- Born: February 10, 1872 Orange, New Jersey, US
- Died: September 20, 1951 (aged 79) Chrysler Building, Manhattan, New York, US
- Employer: Great Atlantic and Pacific Tea Company
- Title: President
- Spouses: Pauline Augusta Corwin; Frances Bolger; Pauline Augusta Corwin;
- Parents: George Huntington Hartford; Marie Josephine Ludlum;
- Relatives: George Ludlum Hartford (brother); Edward V. Hartford (brother); Huntington Hartford (nephew);

= John Augustine Hartford =

American businessman (1872–1951)

John Augustine Hartford (February 10, 1872 – September 20, 1951) was the longtime President of the Great Atlantic and Pacific Tea Company ("A&P"), serving in that position for 35 years from 1916 until his death. His father, George Huntington Hartford (1833–1917) left the control of the company's voting stock to a trust that gave total control to John and his older brother George Ludlum Hartford (1864–1957) who served as chairman. John, who one company historian named the "Merchant Prince", ran the business operations side of the empire, while his brother George ran the financial side. Time magazine interviewed John and his brother George who were on their cover in November 1950. Time wrote that "going to the A&P was almost an American tribal rite". The Wall Street Journal in an editorial on August 29, 2011, wrote "Together the brothers, neither of whom had finished high school, built what would be, for 40 years, the largest retail outlet in the world." The New York Times in an editorial on September 7, 2011, wrote that John and George Hartford "were among the 20th century's most accomplished and visionary businessmen."

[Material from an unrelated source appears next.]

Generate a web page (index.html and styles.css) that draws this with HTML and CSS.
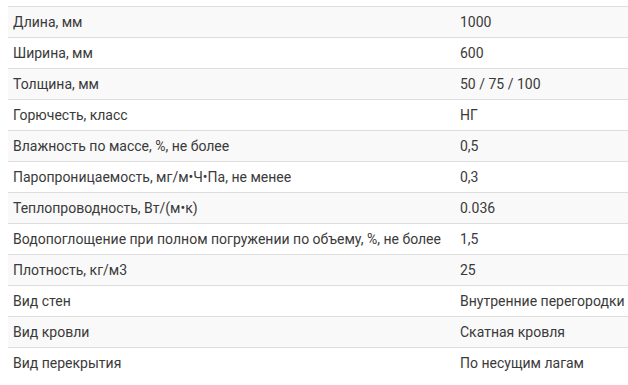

Born and raised in Orange, New Jersey, John Hartford started his career at A&P in 1888 after finishing high school. Far more outgoing that either his father or older brother, John traveled extensively and became the team's representative in the far flung empire. After his father acquired ownership of the company from the estate of George Gilman, the company's founder, John lead the company's expansion and the firm became the largest grocery chain by 1915. He reinvented the company three times: the economy grocery store concept in 1912; the combination grocery/meat/produce store in the mid-1920s; and the self serve supermarket in the late 1930s. As a result, he was responsible for improving the country's nutrition by lowering the cost of food and expanding the diet of the average American.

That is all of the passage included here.